Нужно признать, что под «волей к власти» Ницше понимает волю не только к внешнему, но и к внутреннему господству. Сверхчеловек не только повелевает другими людьми, но также и знает, как подчинить своему абсолютному господству свои инстинкты, развитые до стихийной, страшной силы, и не в смысле их удушения, а скорее их удержания, почти как диких животных, готовыми вырваться тогда, когда он пожелает. Однако в обоих случаях — т. е. в повелевании самим собой и в повелевании внешним миром — в том аспекте философии Ницше, который мы здесь рассматриваем, всё сводится к чувствам, ощущениям. Ценность воли к власти, энергично совершенствуемой как через как зло, так и добро, при помощи самых крайних испытаний, ограниченной только самыми безумными пределами, абсолютно безжалостная как к себе, так и к другим — эта ценность всегда будет ценностью увеличивающегося и обострённого чувства «жизни» и «Я», выводящего своё самосознание и самоутверждение только из самого этого дикого чувства.
Волна поднимается, но не находит выхода, не находит преображения. Этот импульс в своей основе нейтрален; но этот тёмный, почти «демонический», довольствующийся самим собой аскетизм лишён высшего смысла.
Один комментатор Ницще — Георг Зиммель — говорил об обстоятельствах, в которых крайняя интенсивность жизни преобразуется и превращается как бы в иное качество — «больше–чем–жизнь», Mehr–als–Leben. Но в мире такого сверхчеловека Ницше нет предпосылок для такого события: отсутствует идея, точка опоры, которая действует, так сказать, как трансформатор в электрической цепи, и которая актуализирует жизнь как «свет», как «сверх–жизнь», т. е. как проявление и утверждение всего сверхъестественного. Аполлон, олимпийский принцип, олимпийское превосходство, интерпретированный Ницше как символ внешнего и нереального, всегда остаётся для него опасностью, врагом Диониса, т. е. жизни — неконтролируемого импульса жизни, который наполняет себя сам, утверждает самого себя и не желает изменяться, рассматривая любой «потусторонний мир» как иллюзию и выход для слабых и больных. Круг замыкается.

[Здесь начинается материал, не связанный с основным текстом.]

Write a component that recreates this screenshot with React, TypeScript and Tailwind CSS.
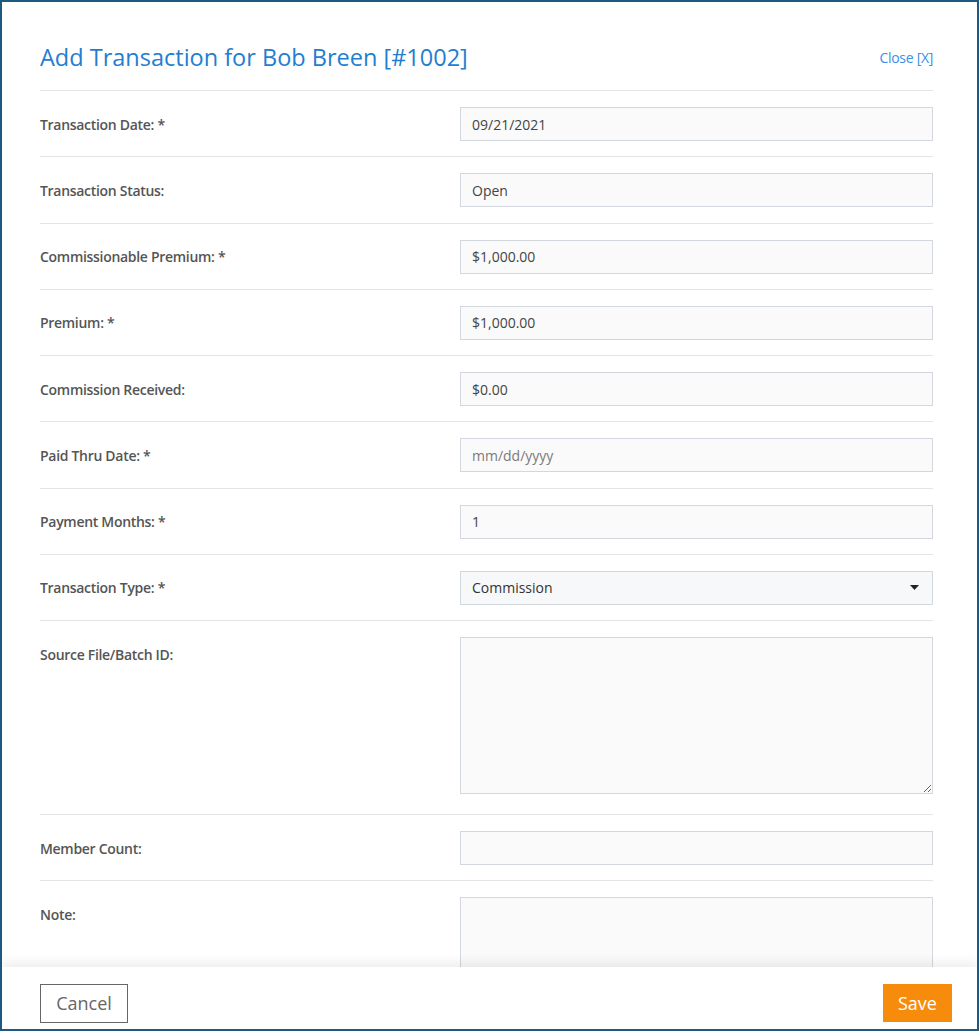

И мы остаёмся убеждены, что при наивысшем уровне жизни (пусть неосознаваемом и умозрительном) такой интенсивности, которой могла соответствовать только сверхъестественная точка опоры, отсутствие таковой вызвало круговорот этой замкнутой интенсивности и в итоге привело к своего рода короткому замыканию — мы остаёмся убеждены, это именно эта ситуация была тем, что привело Ницше к трагическому концу, к безумию.

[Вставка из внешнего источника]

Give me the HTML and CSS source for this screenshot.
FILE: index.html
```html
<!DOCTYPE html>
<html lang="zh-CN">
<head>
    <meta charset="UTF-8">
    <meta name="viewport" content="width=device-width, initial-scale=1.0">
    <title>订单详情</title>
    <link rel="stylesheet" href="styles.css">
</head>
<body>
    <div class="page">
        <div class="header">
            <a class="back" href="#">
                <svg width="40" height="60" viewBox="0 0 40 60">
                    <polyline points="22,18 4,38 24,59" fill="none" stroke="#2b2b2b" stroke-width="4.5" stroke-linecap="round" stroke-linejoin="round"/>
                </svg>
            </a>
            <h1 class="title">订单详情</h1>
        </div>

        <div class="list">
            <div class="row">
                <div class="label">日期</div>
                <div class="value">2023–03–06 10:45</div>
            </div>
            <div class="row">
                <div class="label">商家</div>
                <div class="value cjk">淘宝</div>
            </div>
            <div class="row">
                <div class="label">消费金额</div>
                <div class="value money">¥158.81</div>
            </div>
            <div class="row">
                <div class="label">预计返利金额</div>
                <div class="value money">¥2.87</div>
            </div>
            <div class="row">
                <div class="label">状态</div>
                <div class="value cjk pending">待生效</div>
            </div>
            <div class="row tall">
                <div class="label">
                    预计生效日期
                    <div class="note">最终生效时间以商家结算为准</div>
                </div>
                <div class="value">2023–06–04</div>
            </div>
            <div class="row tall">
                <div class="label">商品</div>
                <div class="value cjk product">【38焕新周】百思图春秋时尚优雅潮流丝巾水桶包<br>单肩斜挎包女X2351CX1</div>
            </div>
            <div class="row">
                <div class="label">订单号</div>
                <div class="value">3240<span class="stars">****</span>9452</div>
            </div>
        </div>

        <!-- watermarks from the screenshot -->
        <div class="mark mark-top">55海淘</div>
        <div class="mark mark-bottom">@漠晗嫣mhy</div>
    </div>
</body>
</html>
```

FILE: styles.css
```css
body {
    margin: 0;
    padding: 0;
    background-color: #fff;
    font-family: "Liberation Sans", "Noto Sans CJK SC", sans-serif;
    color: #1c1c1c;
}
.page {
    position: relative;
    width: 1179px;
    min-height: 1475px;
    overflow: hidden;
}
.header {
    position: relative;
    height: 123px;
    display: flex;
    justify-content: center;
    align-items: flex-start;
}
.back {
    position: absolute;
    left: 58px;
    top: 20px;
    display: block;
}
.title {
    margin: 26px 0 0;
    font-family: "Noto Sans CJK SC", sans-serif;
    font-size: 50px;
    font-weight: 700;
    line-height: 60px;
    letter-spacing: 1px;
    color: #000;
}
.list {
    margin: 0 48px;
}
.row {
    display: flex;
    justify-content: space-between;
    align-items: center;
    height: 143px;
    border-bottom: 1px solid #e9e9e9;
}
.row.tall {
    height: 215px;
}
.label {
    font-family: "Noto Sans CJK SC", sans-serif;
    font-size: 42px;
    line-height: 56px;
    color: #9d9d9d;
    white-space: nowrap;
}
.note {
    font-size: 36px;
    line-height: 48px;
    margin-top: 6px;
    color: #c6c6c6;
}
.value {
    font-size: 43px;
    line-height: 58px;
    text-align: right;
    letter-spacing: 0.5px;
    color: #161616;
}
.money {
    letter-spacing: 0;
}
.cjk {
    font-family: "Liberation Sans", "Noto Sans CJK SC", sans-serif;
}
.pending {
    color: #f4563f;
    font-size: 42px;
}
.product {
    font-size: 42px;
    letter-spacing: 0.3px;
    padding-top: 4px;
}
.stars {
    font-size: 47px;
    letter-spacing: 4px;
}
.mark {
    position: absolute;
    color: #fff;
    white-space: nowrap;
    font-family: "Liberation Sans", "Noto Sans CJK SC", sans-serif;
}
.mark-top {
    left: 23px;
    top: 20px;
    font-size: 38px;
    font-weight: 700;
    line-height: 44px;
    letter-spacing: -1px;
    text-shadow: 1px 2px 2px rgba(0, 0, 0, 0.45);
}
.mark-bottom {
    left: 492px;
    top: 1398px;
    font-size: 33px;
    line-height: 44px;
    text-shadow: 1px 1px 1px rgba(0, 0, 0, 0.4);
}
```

Если «человек — это то, что нужно превзойти», если «человек— это мост, ведущий от зверя к сверхчеловеку», то это преодоление, этот переход является иллюзорным, если продолжать рассматривать «жизнь» и только её саму в её разнообразных формах и интенсивностях и не исходить из предпосылки о существовании двух противоположных природ, двух противоположных миров.